Saturday, July 6, 2013


In the Activities Room where we do services at a local retirement community, there is a poster of a very famous picture.  The person in the picture is famous and the pose is famous.  You will recognize it immediately.

The picture is of Marilyn Monroe during the shooting of the film, "The Seven Year Itch."  The picture gives the illusion that a photographer spontaneously snapped a photograph of the famous blonde just as she stepped onto the subway grate on the corner of Lexington and Fifty-second Street in New York City.

As it turns out, however, everything about this particular famous picture is an illusion.  Nothing is actually real about it.

First of all, the snapshot was not spontaneous.  There were actually two shootings of this famous movie scene.  One was done on September 15, 1954 at 1 a.m. at the New York location.   It was well publicized ahead of time so there were many photographers and hundreds of fans present.  

The film's director, Billy Wilder, took the actress through a series of warm-up poses over the subway grate before filming ever began to make sure she knew the physical aspects of the scene.  

The blast from the subway was not generated by a passing train, but instead by technicians underneath directing fans toward the star's legs.  Fifteen takes of the scene were made with her dress flying in the wind of the blowing fans below.  Her dress was blown high above her waist, revealing her white underpants, which in that day was considered scandalous, and showed the public --and waiting photographers -- much more of her than they had ever seen before.

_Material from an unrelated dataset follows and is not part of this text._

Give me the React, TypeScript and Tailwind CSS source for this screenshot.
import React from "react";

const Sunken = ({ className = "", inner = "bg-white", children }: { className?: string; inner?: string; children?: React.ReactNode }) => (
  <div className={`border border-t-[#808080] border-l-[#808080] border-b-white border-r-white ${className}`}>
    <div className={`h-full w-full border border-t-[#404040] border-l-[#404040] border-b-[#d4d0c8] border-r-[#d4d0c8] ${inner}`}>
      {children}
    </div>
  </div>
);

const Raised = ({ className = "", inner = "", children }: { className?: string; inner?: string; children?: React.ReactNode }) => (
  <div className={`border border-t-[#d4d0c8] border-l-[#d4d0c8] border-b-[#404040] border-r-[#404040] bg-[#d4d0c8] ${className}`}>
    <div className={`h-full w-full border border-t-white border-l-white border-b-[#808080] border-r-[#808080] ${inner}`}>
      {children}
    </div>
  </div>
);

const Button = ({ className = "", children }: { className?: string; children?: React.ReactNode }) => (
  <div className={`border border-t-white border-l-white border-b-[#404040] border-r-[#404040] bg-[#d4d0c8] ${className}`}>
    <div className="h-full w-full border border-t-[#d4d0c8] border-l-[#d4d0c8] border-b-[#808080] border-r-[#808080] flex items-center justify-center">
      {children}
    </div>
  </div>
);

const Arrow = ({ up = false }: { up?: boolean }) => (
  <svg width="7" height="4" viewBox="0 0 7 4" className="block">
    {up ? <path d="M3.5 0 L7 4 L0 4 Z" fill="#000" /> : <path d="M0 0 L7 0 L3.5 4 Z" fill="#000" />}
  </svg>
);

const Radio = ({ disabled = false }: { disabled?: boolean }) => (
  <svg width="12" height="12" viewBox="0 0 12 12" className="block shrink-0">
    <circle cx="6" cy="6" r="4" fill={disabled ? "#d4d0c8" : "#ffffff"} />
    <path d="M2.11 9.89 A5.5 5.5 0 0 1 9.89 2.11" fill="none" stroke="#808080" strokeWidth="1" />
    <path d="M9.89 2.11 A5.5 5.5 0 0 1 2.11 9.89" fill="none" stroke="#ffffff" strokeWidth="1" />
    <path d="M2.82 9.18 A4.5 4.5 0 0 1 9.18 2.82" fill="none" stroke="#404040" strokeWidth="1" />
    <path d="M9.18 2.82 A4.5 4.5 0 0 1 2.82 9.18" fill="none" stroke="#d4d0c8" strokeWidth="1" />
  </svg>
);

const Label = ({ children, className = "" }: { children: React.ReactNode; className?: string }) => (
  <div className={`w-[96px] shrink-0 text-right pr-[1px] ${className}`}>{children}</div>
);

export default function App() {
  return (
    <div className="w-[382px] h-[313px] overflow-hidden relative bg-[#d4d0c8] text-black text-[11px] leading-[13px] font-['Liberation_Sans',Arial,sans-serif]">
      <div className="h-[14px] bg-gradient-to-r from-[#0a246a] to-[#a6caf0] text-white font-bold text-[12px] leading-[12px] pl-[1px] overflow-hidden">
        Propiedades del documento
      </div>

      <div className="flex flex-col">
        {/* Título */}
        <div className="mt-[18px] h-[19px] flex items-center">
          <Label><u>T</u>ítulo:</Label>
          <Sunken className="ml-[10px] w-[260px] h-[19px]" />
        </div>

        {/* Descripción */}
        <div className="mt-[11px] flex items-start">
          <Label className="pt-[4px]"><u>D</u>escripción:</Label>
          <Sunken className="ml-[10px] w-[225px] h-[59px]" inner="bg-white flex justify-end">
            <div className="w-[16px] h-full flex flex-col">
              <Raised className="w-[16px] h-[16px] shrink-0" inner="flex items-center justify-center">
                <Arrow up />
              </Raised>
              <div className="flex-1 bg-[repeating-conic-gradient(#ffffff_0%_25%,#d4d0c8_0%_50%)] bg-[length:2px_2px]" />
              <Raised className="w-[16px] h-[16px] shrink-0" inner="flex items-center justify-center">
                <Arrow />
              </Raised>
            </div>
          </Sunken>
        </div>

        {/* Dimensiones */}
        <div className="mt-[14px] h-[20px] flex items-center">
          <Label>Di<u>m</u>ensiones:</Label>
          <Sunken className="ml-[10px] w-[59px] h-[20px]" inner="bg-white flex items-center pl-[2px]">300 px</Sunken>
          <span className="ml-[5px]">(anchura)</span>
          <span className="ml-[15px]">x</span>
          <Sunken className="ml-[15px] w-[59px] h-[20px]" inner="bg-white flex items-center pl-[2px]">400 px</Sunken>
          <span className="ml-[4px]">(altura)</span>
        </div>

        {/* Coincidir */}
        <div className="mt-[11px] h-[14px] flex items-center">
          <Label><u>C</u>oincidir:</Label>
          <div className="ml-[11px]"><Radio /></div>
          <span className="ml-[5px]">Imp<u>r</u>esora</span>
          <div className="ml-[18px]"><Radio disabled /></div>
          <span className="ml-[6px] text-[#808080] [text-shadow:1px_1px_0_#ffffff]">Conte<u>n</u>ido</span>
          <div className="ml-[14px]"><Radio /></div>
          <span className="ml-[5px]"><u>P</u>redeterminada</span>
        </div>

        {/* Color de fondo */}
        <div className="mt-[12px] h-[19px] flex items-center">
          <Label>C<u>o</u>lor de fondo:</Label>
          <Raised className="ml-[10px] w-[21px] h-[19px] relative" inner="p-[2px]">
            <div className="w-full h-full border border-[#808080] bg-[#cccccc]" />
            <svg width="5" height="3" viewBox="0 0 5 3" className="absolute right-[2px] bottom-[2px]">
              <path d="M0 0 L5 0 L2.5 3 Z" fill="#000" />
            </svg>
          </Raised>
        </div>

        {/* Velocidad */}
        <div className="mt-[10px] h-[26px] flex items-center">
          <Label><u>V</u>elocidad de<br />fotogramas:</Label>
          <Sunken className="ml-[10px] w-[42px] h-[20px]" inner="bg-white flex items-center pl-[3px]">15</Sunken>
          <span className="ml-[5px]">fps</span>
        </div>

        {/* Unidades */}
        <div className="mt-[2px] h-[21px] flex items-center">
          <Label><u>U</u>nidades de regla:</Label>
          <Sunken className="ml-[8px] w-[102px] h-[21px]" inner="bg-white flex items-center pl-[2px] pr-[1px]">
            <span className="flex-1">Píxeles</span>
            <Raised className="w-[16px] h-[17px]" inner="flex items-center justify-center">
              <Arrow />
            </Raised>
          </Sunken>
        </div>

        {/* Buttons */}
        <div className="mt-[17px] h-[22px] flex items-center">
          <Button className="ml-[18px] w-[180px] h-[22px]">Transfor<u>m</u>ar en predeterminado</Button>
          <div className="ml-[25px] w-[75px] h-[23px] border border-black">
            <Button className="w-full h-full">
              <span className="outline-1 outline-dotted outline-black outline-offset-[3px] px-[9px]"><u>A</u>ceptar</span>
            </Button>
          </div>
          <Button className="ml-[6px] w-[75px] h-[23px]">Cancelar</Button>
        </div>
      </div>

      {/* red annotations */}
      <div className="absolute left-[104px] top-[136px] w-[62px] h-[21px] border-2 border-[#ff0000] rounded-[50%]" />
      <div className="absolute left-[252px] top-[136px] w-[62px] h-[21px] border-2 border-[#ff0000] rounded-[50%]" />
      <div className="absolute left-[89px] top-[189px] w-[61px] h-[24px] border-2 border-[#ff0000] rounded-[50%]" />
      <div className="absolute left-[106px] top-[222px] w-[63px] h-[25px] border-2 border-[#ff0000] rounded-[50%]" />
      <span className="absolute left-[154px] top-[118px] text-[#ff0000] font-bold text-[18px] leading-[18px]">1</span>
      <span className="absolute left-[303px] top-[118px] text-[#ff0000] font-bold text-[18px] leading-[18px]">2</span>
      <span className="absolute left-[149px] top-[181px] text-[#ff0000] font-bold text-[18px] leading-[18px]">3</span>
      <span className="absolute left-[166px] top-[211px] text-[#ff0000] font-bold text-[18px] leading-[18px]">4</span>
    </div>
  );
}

The scene was filmed again on January 9, 1955 on a set at the 20th Century Fox lot.  In this scene, and the resulting picture we see here, the actresses' dress never rises much more than above her knees.  It took over 40 takes to achieve the final scene.

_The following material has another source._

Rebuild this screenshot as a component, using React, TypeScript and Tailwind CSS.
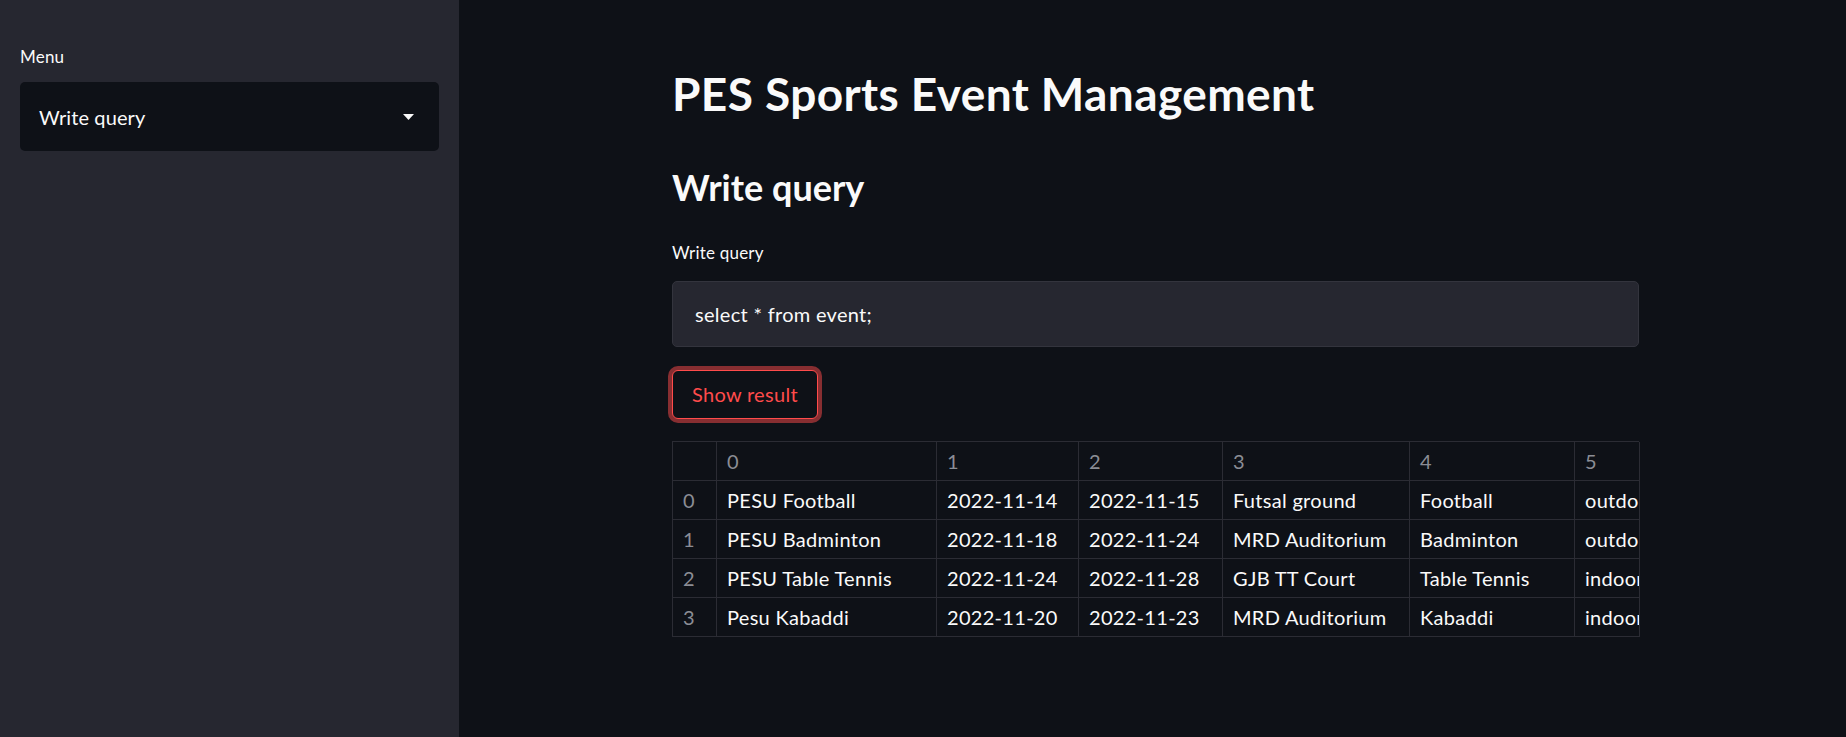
const rows = [
  ["PESU Football", "2022-11-14", "2022-11-15", "Futsal ground", "Football", "outdoor"],
  ["PESU Badminton", "2022-11-18", "2022-11-24", "MRD Auditorium", "Badminton", "outdoor"],
  ["PESU Table Tennis", "2022-11-24", "2022-11-28", "GJB TT Court", "Table Tennis", "indoor"],
  ["Pesu Kabaddi", "2022-11-20", "2022-11-23", "MRD Auditorium", "Kabaddi", "indoor"],
];

const cell = "border-r border-b border-[#2b2c34] px-[10px] h-[39px] flex items-center whitespace-nowrap overflow-hidden";

export default function App() {
  return (
    <div className="flex min-h-screen bg-[#0e1117] font-[Lato,sans-serif] text-[#fafafa]">
      <aside className="w-[459px] shrink-0 bg-[#262730] px-[20px] pt-[47px]">
        <div className="text-[17px] leading-[20px] tracking-[0.2px]">Menu</div>
        <div className="mt-[15px] h-[69px] rounded-[5px] bg-[#0e1117] flex items-center justify-between pl-[19px] pr-[25px]">
          <span className="text-[20px] tracking-[0.1px]">Write query</span>
          <svg width="11" height="6" viewBox="0 0 11 6">
            <path d="M0 0 L11 0 L5.5 6 Z" fill="#fafafa" />
          </svg>
        </div>
      </aside>

      <main className="flex-1 pl-[213px] pt-[66px]">
        <div className="w-[967px]">
          <h1 className="text-[46px] leading-[1.2] font-bold tracking-[0.4px]">PES Sports Event Management</h1>
          <h2 className="mt-[45px] text-[36px] leading-[1.2] font-bold">Write query</h2>
          <div className="mt-[34px] text-[17px] leading-[1.2] tracking-[0.2px]">Write query</div>

          <div className="mt-[17px] h-[66px] rounded-[5px] bg-[#262730] border border-[#33343d] flex items-center px-[22px]">
            <span className="text-[20px] tracking-[0.3px]">select * from event;</span>
          </div>

          <button className="mt-[23px] h-[49px] px-[19px] rounded-[6px] border border-[#ff4b4b] ring-4 ring-[#ff4b4b]/50 text-[#ff4b4b] text-[20px] tracking-[0.3px] bg-[#0e1117]">
            Show result
          </button>

          <div className="mt-[22px] grid grid-cols-[44px_220px_142px_144px_187px_165px_65px] border-t border-l border-[#2b2c34] text-[20px] tracking-[0.3px]">
            <div className={cell}></div>
            {["0", "1", "2", "3", "4", "5"].map((h) => (
              <div key={h} className={`${cell} text-[#8b8d95]`}>{h}</div>
            ))}
            {rows.map((r, i) => (
              <>
                <div key={`i${i}`} className={`${cell} text-[#8b8d95]`}>{i}</div>
                {r.map((v, j) => (
                  <div key={`${i}-${j}`} className={cell}>{v}</div>
                ))}
              </>
            ))}
          </div>
        </div>
      </main>
    </div>
  );
}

The famous "white dress" we see in the picture wasn't actually white, it was ivory.  Stored away by the designer for years, the entire collection was eventually purchased by Debbie Reynolds, who said the dress had yellowed to a ecru color by the time it came to her.  When last purchased just the dress itself sold for $5.5 million dollars.

U.S. army - June 26, 1945 YANK magazine photo ...
U.S. army - June 26, 1945 YANK magazine photo
of Marilyn Monroe as Norma Jean Dougherty
(Photo credit: Wikipedia)
That isn't the only illusion in the picture.  Marilyn Monroe was not born a blonde.  She changed from a brunette to a blonde (I can't fault her for that) because blondes were more in demand as actresses then.

Lastly, Marilyn Monroe was not born Marilyn Monroe, but Norma Jean Mortenson, and almost immediately renamed Norma Jean Baker.  The name Monroe was chosen because it was her mother's maiden name and Marilyn because of the alliteration it provided.

There are many things this world tries to present to us as beautiful, desirable and worthy to be had.  But when we look closely, examine them by the light of truth, we will see they are illusions.  We do well to seek for that which has been proven to be true and right and faithful, knowing they will never fade, they will never yellow with time, they will never disappoint us.  As I heard someone say one time, "Only God and people are forever, everything else is just stuff."

"Finally, brethren, whatsoever things are true, whatsoever things are honest, 
whatsoever things are just, 
whatsoever things are pure, whatsoever things are lovely, 
whatsoever things are of good report; 
if there be any virtue, and if there be any praise, think on these things."

"But seek ye first the kingdom of God, and his righteousness; 
and all these things shall be added unto you."